The waveform is distorted only when the total feedback resistance is more than 28kOhm (my simulation result). When it is less than 28kOhm, it gives nice sinewave.

I need some time to digest the resistive of the diode..

 

[audioguru]

In a real circuit either the diodes do nothing and the sine-wave fades away to zero, or the sine-wave gets higher and higher until the sine-wave has a flat spot on its top and bottom. You won't be able to adjust it with no distortion and still allow enough gain for it to always start.

 

[Nigel Goodwin]

Use a small lighbulb to stabilise the oscillator, a common VERY high quality method, used in some VERY expensive commercial gear.

 

[audioguru]

Use a small lighbulb to stabilise the oscillator.

Yeah.
Bounce, bounce, bounce, bounce, bounce, bounce, bounce, bounce, bounce, ...

 

[Nigel Goodwin]

Yeah.
Bounce, bounce, bounce, bounce, bounce, bounce, bounce, bounce, bounce, ...

But VERY low distortion! - and other low distortion methods bounce as well, but cost a lot more to do.

 

[audioguru]

My Wien Bridge tone generator uses the best of both:
1) A light bulb for low distortion level control.
2) Some back-to-back LEDs in series across the feedback resistor to clamp the very high swings of the bouncing.
Only the first few cycles at a low frequency are clipped then it quickly settles to a fixed level.
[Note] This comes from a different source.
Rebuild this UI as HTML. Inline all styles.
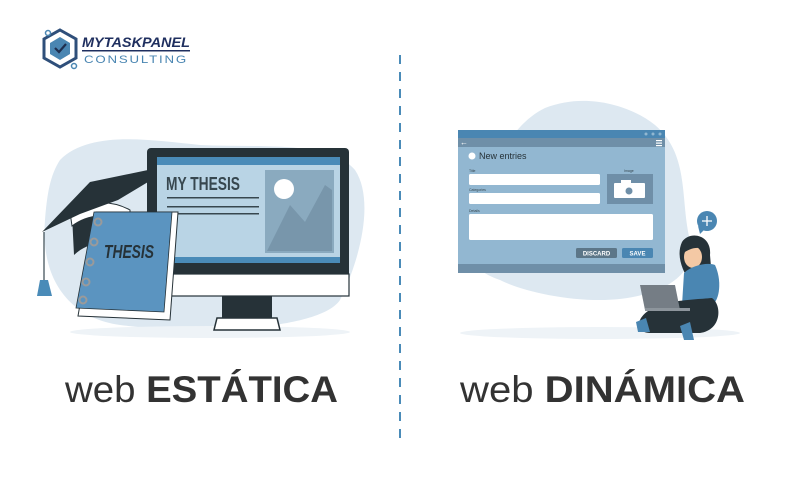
<!DOCTYPE html>
<html><head><meta charset="utf-8"><style>
html,body{margin:0;padding:0;background:#fff;width:800px;height:500px;overflow:hidden}
svg{display:block}
</style></head><body>
<svg width="800" height="500" viewBox="0 0 800 500" xmlns="http://www.w3.org/2000/svg" font-family="Liberation Sans, sans-serif">
<!-- logo -->
<g>
<path d="M60 30 L76 39 L76 58 L60 67 L44 58 L44 39 Z" fill="none" stroke="#2f4f7a" stroke-width="3"/>
<path d="M60 37 L70 43 L70 54 L60 60 L50 54 L50 43 Z" fill="#4a86b2"/>
<path d="M55 48 L59 52 L66 44" fill="none" stroke="#1f2f4f" stroke-width="2.2"/>
<circle cx="48" cy="33" r="2.5" fill="none" stroke="#4a86b2" stroke-width="1.5"/>
<circle cx="74" cy="66" r="2.5" fill="none" stroke="#4a86b2" stroke-width="1.5"/>
<text x="82" y="47" font-size="14" font-weight="bold" font-style="italic" fill="#1f2f5f" textLength="108" lengthAdjust="spacingAndGlyphs">MYTASKPANEL</text>
<rect x="82" y="50" width="108" height="1.5" fill="#1f2f5f"/>
<text x="84" y="63" font-size="11" fill="#4a86b2" letter-spacing="1.5" textLength="104" lengthAdjust="spacingAndGlyphs">CONSULTING</text>
</g>
<!-- divider -->
<line x1="400" y1="55" x2="400" y2="446" stroke="#4a8bb8" stroke-width="2" stroke-dasharray="9 8"/>
<!-- left blob -->
<path d="M60 160 C90 130 150 140 200 145 C260 148 330 140 355 170 C375 200 360 260 340 300 C320 330 200 335 120 325 C70 318 40 280 45 220 C47 195 50 175 60 160 Z" fill="#dde8f1"/>
<ellipse cx="210" cy="332" rx="140" ry="6" fill="#eef3f7"/>
<!-- monitor -->
<rect x="147" y="148" width="202" height="148" rx="4" fill="#263238"/>
<rect x="147" y="274" width="202" height="22" fill="#fff" stroke="#263238" stroke-width="1.2"/>
<rect x="157" y="157" width="183" height="106" fill="#b9d4e5"/>
<rect x="157" y="157" width="183" height="8" fill="#4a8bb8"/>
<rect x="157" y="257" width="183" height="6" fill="#4a8bb8"/>
<rect x="265" y="170" width="69" height="83" fill="#8aaabf"/>
<polygon points="267,251 290,205 305,222 325,185 332,190 332,251" fill="#7896ab"/>
<circle cx="284" cy="189" r="10" fill="#fff"/>
<text x="166" y="190" font-size="18" font-weight="bold" fill="#37474f" textLength="74" lengthAdjust="spacingAndGlyphs">MY THESIS</text>
<rect x="167" y="197" width="92" height="1.5" fill="#37474f"/>
<rect x="167" y="206" width="92" height="1.5" fill="#37474f"/>
<rect x="167" y="213" width="92" height="1.5" fill="#37474f"/>
<rect x="222" y="296" width="50" height="22" fill="#263238"/>
<path d="M217 318 L277 318 L280 330 L214 330 Z" fill="#fff" stroke="#263238" stroke-width="1.5"/>
<!-- cap -->
<path d="M72 215 C88 205 110 205 128 215 L126 250 C105 240 88 242 74 255 Z" fill="#263238"/>
<path d="M70 212 C88 200 112 200 130 210 L130 222 C110 212 88 214 72 226 Z" fill="#fff" stroke="#263238" stroke-width="1"/>
<polygon points="42,232 90,182 148,170 148,182 118,200 80,214" fill="#263238"/>
<line x1="44" y1="232" x2="44" y2="280" stroke="#37474f" stroke-width="1.2"/>
<polygon points="40,280 48,280 52,296 37,296" fill="#4a8bb8"/>
<!-- book -->
<polygon points="96,212 178,212 170,320 78,316" fill="#fff" stroke="#263238" stroke-width="1"/>
<polygon points="94,212 172,212 164,312 76,308" fill="#5b94c0" stroke="#263238" stroke-width="0.8"/>
<text x="104" y="258" font-size="18" font-weight="bold" font-style="italic" fill="#263238" textLength="50" lengthAdjust="spacingAndGlyphs">THESIS</text>
<g fill="none" stroke="#9a9a9a" stroke-width="2">
<circle cx="98" cy="222" r="3.5"/><circle cx="94" cy="242" r="3.5"/><circle cx="90" cy="262" r="3.5"/><circle cx="86" cy="282" r="3.5"/><circle cx="83" cy="300" r="3.5"/>
</g>
<!-- right blob -->
<path d="M545 108 C585 92 630 105 655 125 C690 155 680 200 690 240 C700 280 650 300 600 300 C560 300 520 290 500 280 C470 270 460 250 470 220 C490 170 510 125 545 108 Z" fill="#dde8f1"/>
<ellipse cx="600" cy="333" rx="140" ry="6" fill="#eef3f7"/>
<!-- window -->
<rect x="458" y="130" width="207" height="143" rx="2" fill="#92b7d1"/>
<rect x="458" y="130" width="207" height="8" fill="#4a86b2"/>
<rect x="458" y="138" width="207" height="9" fill="#6f8fa8"/>
<rect x="458" y="264" width="207" height="9" fill="#6f8fa8"/>
<circle cx="646" cy="134" r="1.5" fill="#92b7d1"/><circle cx="653" cy="134" r="1.5" fill="#92b7d1"/><circle cx="660" cy="134" r="1.5" fill="#92b7d1"/>
<text x="460" y="145" font-size="8" fill="#fff">←</text>
<rect x="656" y="140" width="6" height="1.2" fill="#fff"/><rect x="656" y="142.5" width="6" height="1.2" fill="#fff"/><rect x="656" y="145" width="6" height="1.2" fill="#fff"/>
<circle cx="472" cy="156" r="3.5" fill="#fff"/>
<text x="479" y="159" font-size="9" fill="#263238">New entries</text>
<text x="469" y="172" font-size="3.5" fill="#37474f">Title</text>
<rect x="469" y="174" width="131" height="11" rx="1.5" fill="#fff"/>
<text x="469" y="191" font-size="3.5" fill="#37474f">Categories</text>
<rect x="469" y="193" width="131" height="11" rx="1.5" fill="#fff"/>
<text x="469" y="212" font-size="3.5" fill="#37474f">Details</text>
<rect x="469" y="214" width="184" height="26" rx="1.5" fill="#fff"/>
<text x="624" y="172" font-size="3.5" fill="#37474f">Image</text>
<rect x="607" y="174" width="46" height="30" fill="#6f8fa8"/>
<rect x="614" y="183" width="31" height="15" rx="1" fill="#fff"/><rect x="621" y="180" width="10" height="4" fill="#fff"/>
<circle cx="629" cy="191" r="3.5" fill="#6f8fa8"/>
<rect x="576" y="248" width="41" height="10" rx="1.5" fill="#5c7688"/>
<text x="596.5" y="255.5" font-size="6" font-weight="bold" fill="#fff" text-anchor="middle">DISCARD</text>
<rect x="622" y="248" width="31" height="10" rx="1.5" fill="#4a86b2"/>
<text x="637.5" y="255.5" font-size="6" font-weight="bold" fill="#fff" text-anchor="middle">SAVE</text>
<!-- plus bubble -->
<circle cx="707" cy="221" r="10" fill="#4a86b2"/>
<polygon points="698,226 700,234 704,230" fill="#4a86b2"/>
<path d="M707 216 V226 M702 221 H712" stroke="#fff" stroke-width="1.3"/>
<!-- woman -->
<path d="M682 242 C690 230 712 235 710 255 L712 278 L690 282 C682 270 676 255 682 242 Z" fill="#263238"/>
<ellipse cx="693" cy="257" rx="9" ry="11" fill="#f4c9a5"/>
<path d="M682 250 C688 236 705 238 706 250 C698 246 690 248 682 254 Z" fill="#263238"/>
<path d="M684 273 C692 265 708 262 715 265 C722 280 720 300 712 305 L682 305 Z" fill="#4a86b2"/>
<path d="M640 320 C650 300 690 300 712 298 C722 305 722 330 700 333 L650 333 C640 333 636 325 640 320 Z" fill="#263238"/>
<polygon points="640,285 675,285 680,310 645,310" fill="#757d85"/>
<rect x="645" y="308" width="45" height="3" fill="#8d959c"/>
<polygon points="636,322 646,318 650,332 638,332" fill="#4a86b2"/>
<polygon points="680,326 690,322 694,340 684,340" fill="#4a86b2"/>
<!-- titles -->
<text x="65" y="402" font-size="37" fill="#333" textLength="273" lengthAdjust="spacingAndGlyphs"><tspan>web </tspan><tspan font-weight="bold">ESTÁTICA</tspan></text>
<text x="460" y="402" font-size="37" fill="#333" textLength="285" lengthAdjust="spacingAndGlyphs"><tspan>web </tspan><tspan font-weight="bold">DINÁMICA</tspan></text>
</svg>
</body></html>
I tried a FET transistor automatic gain control and even tried an optically isolated-FET but the distortion was too high or the output level was too low.

 

[bananasiong]

What is 'bounce' in electronics?
2 back to back LED's in series across the feedback resistor? Then the LED's will not be conducted? I can't figure out how are them connected.

Thanks

 

[audioguru]

A light bulb changes its resistance when its current changes. When it is in the negative feedback loop of the opamp of an oscillator then it controls the amplitude. But its reation time is slow (which allows very low distortion) so the amplitude bounces too high, then too low, then high again then low again for many bounces.

In my Wien Bridge oscillator I used LEDs instead of your diodes and I used two in series for a higher diode voltage. The LEDs stop the output amplitude from going too high during the bouncing so it doesn't bounce as much.

 

[bananasiong]

The resistance of the bulb keeps changing due to the AC signal?

 

[Nigel Goodwin]

The resistance of the bulb keeps changing due to the AC signal?

Yes, but only until it stabilises, this happens when you change it's frequency - but once it's stabilised it's a very low distortion oscillator.

 

[audioguru]

The resistance of the light bulb changes with changes in the average current in it from the signal. It changes slowly because it takes time for it to heat up and to cool down. If it changed quicker then it would cancel the signal at low frequencies.

 

[bananasiong]

The frequency is determined by the frequency selective network right? Then how to change the frequency?